Something for your inner 12-year-old to feel superior about, as published in Ars Technica. Anthropic’s Claude AI, pretty helpful at summarizing documents and parsing transcripts, is not able to operate at a college-graduate level (or even an elementary-school level) when it comes to advancing in the good old Game Boy game:
Last month, Anthropic presented its “Claude Plays Pokémon” experiment as a waypoint on the road to that predicted AGI future. It’s a project the company said shows “glimmers of AI systems that tackle challenges with increasing competence, not just through training but with generalized reasoning.” Anthropic made headlines by trumpeting how Claude 3.7 Sonnet’s “improved reasoning capabilities” let the company’s latest model make progress in the popular old-school Game Boy RPG in ways “that older models had little hope of achieving.”

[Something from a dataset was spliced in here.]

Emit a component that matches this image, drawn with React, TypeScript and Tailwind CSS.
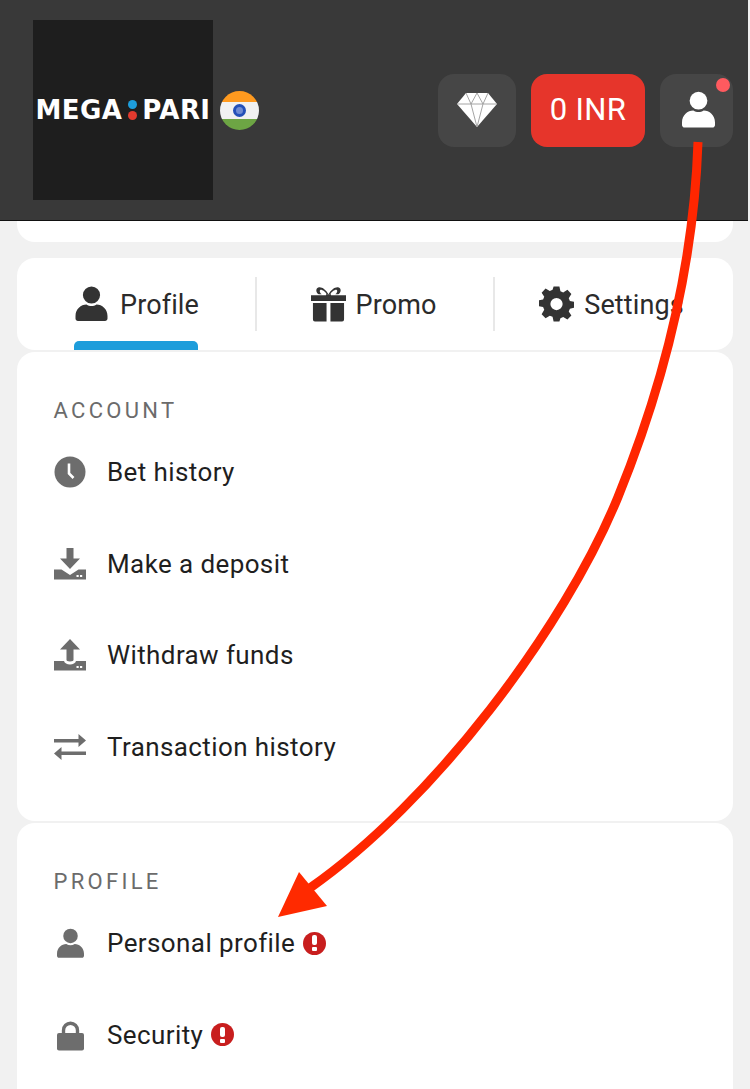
import type { ReactNode } from "react";

const PersonIcon = ({ className }: { className: string }) => (
  <svg viewBox="0 0 32 36" className={className} fill="currentColor">
    <circle cx="16" cy="9" r="8.6" />
    <path d="M0 30c0-7 5.500-11.500 11-11.500 1.600 1 3.200 1.500 5 1.500s3.400-.5 5-1.500C26.500 18.500 32 23 32 30v2.500c0 1.400-1.100 2.500-2.500 2.500h-27C1.100 35 0 33.900 0 32.500z" />
  </svg>
);

const GiftIcon = () => (
  <svg viewBox="0 0 36 36" className="h-[36px] w-[35px] text-[#333333]" fill="currentColor">
    <path d="M0 9h15.500v6H0zM20.500 9H36v6H20.500zM15.500 8h5v7h-5z" />
    <path d="M2 17h14v19H4a2 2 0 0 1-2-2zM20 17h14v17a2 2 0 0 1-2 2H20z" />
    <path d="M18 8C15 3 11 0 7.500 1 4.500 2 5 6.500 8 8h3C9 6.500 8.500 4 9.500 3.500 11.500 3 15 5.500 16 8zM18 8c3-5 7-8 10.500-7 3 1 2.500 5.500-.5 7h-3c2-1.500 2.500-4 1.500-4.500-2-.5-5.500 2-6.500 4.500z" />
  </svg>
);

const GearIcon = () => (
  <svg viewBox="0 0 24 24" className="h-[36px] w-[35px] text-[#333333]" fill="currentColor">
    <path d="M10 0h4l.7 3.300 1.900.8L19.500 2.300l2.700 2.900-1.800 2.800.8 1.900 2.800.6v4l-2.800.7-.8 1.900 1.800 2.800-2.700 2.800-2.900-1.800-1.900.8L14 24h-4l-.7-3.200-1.900-.8-2.900 1.800-2.700-2.800L3.600 16l-.8-1.900L0 13.500v-4l2.800-.6.800-1.900-1.800-2.800 2.700-2.900 2.900 1.800 1.900-.8zM12 7.800a4.200 4.200 0 1 0 0 8.400 4.200 4.200 0 0 0 0-8.400z" fillRule="evenodd" />
  </svg>
);

const DiamondIcon = () => (
  <svg viewBox="0 0 40 34" className="h-[34px] w-[40px]">
    <path d="M9 0h22l9 11-20 23L0 11z" fill="#ffffff" />
    <path d="M0 11h40M9 0l5 11 6 23 6-23 5-11M14 11l6-11 6 11" fill="none" stroke="#9a9a9a" strokeWidth="0.9" />
  </svg>
);

const ClockIcon = () => (
  <svg viewBox="0 0 32 32" className="h-[32px] w-[32px] text-[#6d6d6d]">
    <circle cx="16" cy="16" r="15.500" fill="currentColor" />
    <path d="M15 7.500v10l4.500 4.500" fill="none" stroke="#ffffff" strokeWidth="2.600" />
  </svg>
);

const TrayArrow = ({ up }: { up?: boolean }) => (
  <svg viewBox="0 0 32 32" className="h-[32px] w-[32px] text-[#6d6d6d]" fill="currentColor">
    {up ? (
      <path d="M16 0l10 10.500h-6.500V21c0 .6-1 1.500-3.500 1.500S12.500 21.600 12.500 21V10.500H6z" />
    ) : (
      <path d="M12.500 0h7v10.500H26L16 21 6 10.500h6.500z" />
    )}
    <path
      d={
        up
          ? "M0 22h10c.5 2 3 3.500 6 3.500s5.500-1.500 6-3.500h10v9.500H0z"
          : "M0 21.500h7.500L16 27l8.500-5.500H32v10H0z"
      }
    />
    <rect x="22.500" y="27" width="2.200" height="2" fill="#ffffff" />
    <rect x="26" y="27" width="2.200" height="2" fill="#ffffff" />
  </svg>
);

const TransferIcon = () => (
  <svg viewBox="0 0 32 26" className="h-[26px] w-[32px] text-[#6d6d6d]" fill="currentColor">
    <path d="M0 6h24.500V1L32 7.500 24.500 14V9.500H0z" transform="translate(0 -1)" />
    <path d="M32 20H7.500v5L0 18.500 7.500 12v4.500H32z" transform="translate(0 1)" />
  </svg>
);

const LockIcon = () => (
  <svg viewBox="0 0 28 30" className="mt-[2px] h-[30px] w-[27px] text-[#6d6d6d]" fill="currentColor">
    <path d="M5 13V9a9 9 0 0 1 18 0v4h-3.500V9a5.500 5.500 0 0 0-11 0v4z" />
    <rect x="0" y="12" width="28" height="18" rx="2" />
  </svg>
);

const Alert = () => (
  <span className="flex h-[23px] w-[23px] flex-col items-center justify-center gap-[2px] rounded-full bg-[#c81e1e]">
    <span className="h-[10px] w-[5px] rounded-[2px] bg-white" />
    <span className="h-[4px] w-[5px] rounded-[1px] bg-white" />
  </span>
);

function Flag() {
  return (
    <span className="ml-[7px] flex h-[39px] w-[39px] flex-col overflow-hidden rounded-full">
      <span className="h-[11px] bg-[#ff9a1f]" />
      <span className="flex h-[17px] items-center justify-center bg-[#f1f1f1]">
        <span className="h-[13px] w-[13px] rounded-full border-[3px] border-[#2450b8] bg-[#6f8bd2]" />
      </span>
      <span className="h-[11px] bg-[#6da544]" />
    </span>
  );
}

function Row({ icon, label, alert }: { icon: ReactNode; label: string; alert?: boolean }) {
  return (
    <div className="flex h-[32px] items-center">
      <span className="flex w-[32px] justify-center">{icon}</span>
      <span className="ml-[21px] text-[26px] leading-[32px] tracking-[0.4px] text-[#1f1f1f]">{label}</span>
      {alert && (
        <span className="ml-[8px]">
          <Alert />
        </span>
      )}
    </div>
  );
}

function Tab({ icon, label, active, className }: { icon: ReactNode; label: string; active?: boolean; className: string }) {
  return (
    <div className={`relative flex h-[92px] items-center justify-center ${className}`}>
      <div className="flex items-center gap-[10px]">
        {icon}
        <span className="pt-[2px] text-[27px] leading-[36px] tracking-[0.1px] text-[#2b2b2b]">{label}</span>
      </div>
      {active && (
        <span className="absolute bottom-0 left-[57px] h-[9px] w-[124px] rounded-t-[5px] bg-[#1d9ddb]" />
      )}
    </div>
  );
}

export default function App() {
  return (
    <div className="relative h-[1089px] w-[750px] overflow-hidden bg-[#f1f1f1] font-['Roboto',sans-serif]">
      <header className="flex h-[221px] w-[748px] items-center border-b border-[#111111] bg-[#393939] pl-[33px] pr-[15px]">
        <div className="flex h-[180px] w-[180px] items-center justify-center bg-[#1e1e1e]">
          <span className="font-['DejaVu_Sans',sans-serif] text-[26px] font-bold leading-[26px] tracking-[0.4px] text-white">MEGA</span>
          <span className="ml-[6px] mr-[5px] flex flex-col gap-[2px]">
            <span className="h-[9px] w-[9px] rounded-full bg-[#1d9ddb]" />
            <span className="h-[9px] w-[9px] rounded-full bg-[#e23a2e]" />
          </span>
          <span className="font-['DejaVu_Sans',sans-serif] text-[26px] font-bold leading-[26px] tracking-[0.4px] text-white">PARI</span>
        </div>
        <Flag />
        <div className="ml-auto flex items-center gap-[15px]">
          <div className="flex h-[73px] w-[78px] items-center justify-center rounded-[16px] bg-[#464646]">
            <DiamondIcon />
          </div>
          <div className="flex h-[73px] w-[114px] items-center justify-center rounded-[16px] bg-[#e6352b] text-[31px] tracking-[0.3px] text-white">
            0 INR
          </div>
          <div className="relative flex h-[73px] w-[73px] items-center justify-center rounded-[16px] bg-[#464646] pl-[3px]">
            <PersonIcon className="h-[38px] w-[33px] text-white" />
            <span className="absolute right-[3px] top-[4px] h-[14px] w-[14px] rounded-full bg-[#ff5a5f]" />
          </div>
        </div>
      </header>

      <div className="mx-[17px] h-[21px] rounded-b-[18px] bg-white" />

      <nav className="mx-[17px] mt-[16px] flex h-[92px] overflow-hidden rounded-[18px] bg-white">
        <Tab active className="w-[238px] pl-[2px]" icon={<PersonIcon className="mr-[2px] h-[36px] w-[33px] text-[#333333]" />} label="Profile" />
        <span className="mt-[19px] h-[54px] w-[2px] shrink-0 bg-[#e8e8e8]" />
        <Tab className="w-[236px] pr-[3px]" icon={<GiftIcon />} label="Promo" />
        <span className="mt-[19px] h-[54px] w-[2px] shrink-0 bg-[#e8e8e8]" />
        <Tab className="flex-1 pr-[5px]" icon={<GearIcon />} label="Settings" />
      </nav>

      <section className="mx-[17px] mt-[2px] h-[469px] rounded-[18px] bg-white pl-[37px] pt-[46px]">
        <h2 className="-ml-[0.5px] text-[22px] leading-[26px] tracking-[3.3px] text-[#6b6b6b]">ACCOUNT</h2>
        <div className="mt-[32px] flex flex-col gap-[59.500px]">
          <Row icon={<ClockIcon />} label="Bet history" />
          <Row icon={<TrayArrow />} label="Make a deposit" />
          <Row icon={<TrayArrow up />} label="Withdraw funds" />
          <Row icon={<TransferIcon />} label="Transaction history" />
        </div>
      </section>

      <section className="mx-[17px] mt-[2px] h-[280px] rounded-t-[18px] bg-white pl-[37px] pt-[46px]">
        <h2 className="-ml-[0.5px] text-[22px] leading-[26px] tracking-[3.3px] text-[#6b6b6b]">PROFILE</h2>
        <div className="mt-[32px] flex flex-col gap-[59.500px]">
          <Row icon={<PersonIcon className="h-[31px] w-[27px] text-[#6d6d6d]" />} label="Personal profile" alert />
          <Row icon={<LockIcon />} label="Security" alert />
        </div>
      </section>

      {/* annotation arrow drawn over the page */}
      <svg viewBox="0 0 750 1089" className="pointer-events-none absolute left-0 top-0 h-[1089px] w-[750px]">
        <path
          d="M698 142C694 260 666 379 618 497C564 629 433 802 310 888"
          fill="none"
          stroke="#ff2600"
          strokeWidth="9"
        />
        <path d="M278 917L299 872 327 906z" fill="#ff2a00" />
      </svg>
    </div>
  );
}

While Claude models from just a year ago struggled even to leave the game’s opening area, Claude 3.7 Sonnet was able to make progress by collecting multiple in-game Gym Badges in a relatively small number of in-game actions. That breakthrough, Anthropic wrote, was because the “extended thinking” by Claude 3.7 Sonnet means the new model “plans ahead, remembers its objectives, and adapts when initial strategies fail” in a way that its predecessors didn’t. Those things, Anthropic brags, are “critical skills for battling pixelated gym leaders. And, we posit, in solving real-world problems too.”
…
In the weeks since Claude Plays Pokémon was first made public, thousands of Twitch viewers have watched Claude struggle to make consistent progress in the game. Despite long “thinking” pauses between each move—during which viewers can read printouts of the system’s simulated reasoning process—Claude frequently finds itself pointlessly revisiting completed towns, getting stuck in blind corners of the map for extended periods, or fruitlessly talking to the same unhelpful NPC over and over, to cite just a few examples of distinctly sub-human in-game performance.
…
For Claude Plays Pokémon, though, project developer and Anthropic employee David Hershey says he started with an unmodified, generalized Claude model that wasn’t specifically trained or tuned to play Pokémon games in any way.
“This is purely the various other things that [Claude] understands about the world being used to point at video games,” Hershey told Ars. “So it has a sense of a Pokémon. If you go to claude.ai and ask about Pokémon, it knows what Pokémon is based on what it’s read… If you ask, it’ll tell you there’s eight gym badges, it’ll tell you the first one is Brock… it knows the broad structure.”
In addition to directly monitoring certain key (emulated) Game Boy RAM addresses for game state information, Claude views and interprets the game’s visual output much like a human would. But despite recent advances in AI image processing, Hershey said Claude still struggles to interpret the low-resolution, pixelated world of a Game Boy screenshot as well as a human can. “Claude’s still not particularly good at understanding what’s on the screen at all,” he said. “You will see it attempt to walk into walls all the time.”
Hershey said he suspects Claude’s training data probably doesn’t contain many overly detailed text descriptions of “stuff that looks like a Game Boy screen.” This means that, somewhat surprisingly, if Claude were playing a game with “more realistic imagery, I think Claude would actually be able to see a lot better,” Hershey said.
…
The current model has a “context window” of 200,000 tokens, limiting the amount of relational information it can store in its “memory” at any one time. When the system’s ever-expanding knowledge base fills up this context window, Claude goes through an elaborate summarization process, condensing detailed notes on what it has seen, done, and learned so far into shorter text summaries that lose some of the fine-grained details.
This can mean that Claude “has a hard time keeping track of things for a very long time and really having a great sense of what it’s tried so far,” Hershey said.